The Docks
“The Docks” has had a remarkably varied occupational history. Gold Rush immigrants camped along the riverbank. In the following years, a limited number of individuals and families lived in the area in private residences and lodging houses. From the beginning of Euro-American occupation, however, the area was dominated by commercial and industrial activity because of its location adjacent to a navigational river. Speculators; small businesses including saloons, fish wholesalers, bakeries and groceries; larger enterprises such as produce wholesalers, lumber wholesalers, box manufacturers, iron foundries, transportation companies, reduction plants, soap manufacturers, distilleries and warehouse companies; and City agents consisting of the Harbor Master and Poundmaster all contributed to the history of the area.
However, the dominance of industry that inhibited residential and retail use largely ended by the 1930s. The southern waterfront’s excellent river, rail and, later, trucking facilities supported a variety of primary and secondary industries during the 19th and early 20th centuries. Rail and truck services, however, was not bound to the riverfront locations. Eventually, industries dependent on the rail systems also vanished when the transportation service was eliminated as a result of growing truck competition. Thus, the economic momentum provided by geography and transportation was lost.
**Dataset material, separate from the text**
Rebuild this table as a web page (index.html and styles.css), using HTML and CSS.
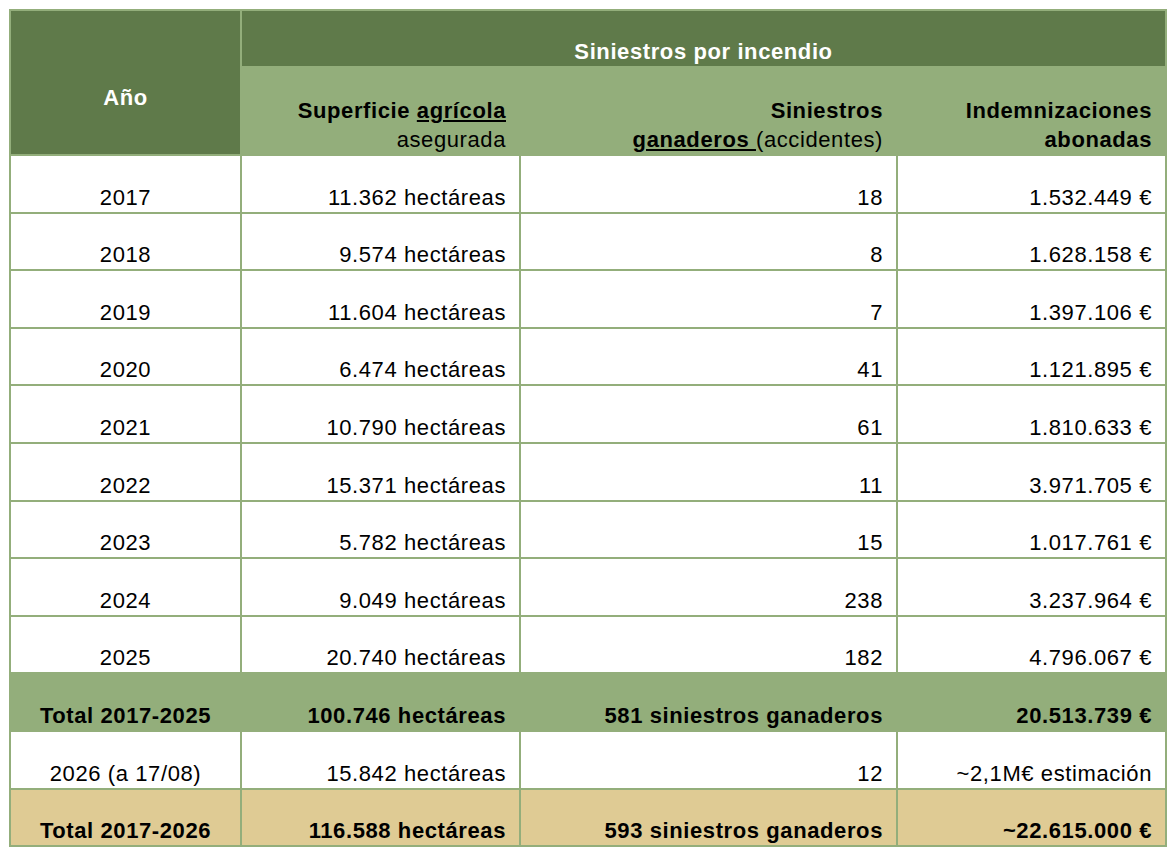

In the early 1960s, the new Port of Sacramento was created. This West Sacramento facility, with its deep-water channel, completely displaced the old waterfront facilities that had evolved on the Sacramento waterfront. Redevelopment efforts in the 1960s changed the physical character of the neighborhood with the leveling of many of the blocks. This left an isolated, open space which belies the bustling activity of most of the area’s history. Gone were landmarks showing the presents of the Gold Rush entrepreneurs; the many generations of hotel operators at 1323 Front Street; most of the 19th-century industries; the many laborers, including the Austrian, Italian and Greek immigrants who predominated there at the turn-of-the-century; and the river and rail traffic that produced the heatbeat of “The Docks.”
The construction of the I-5 freeway in the late 1960s brought the destruction of most of the old buildings that still lined Front Street.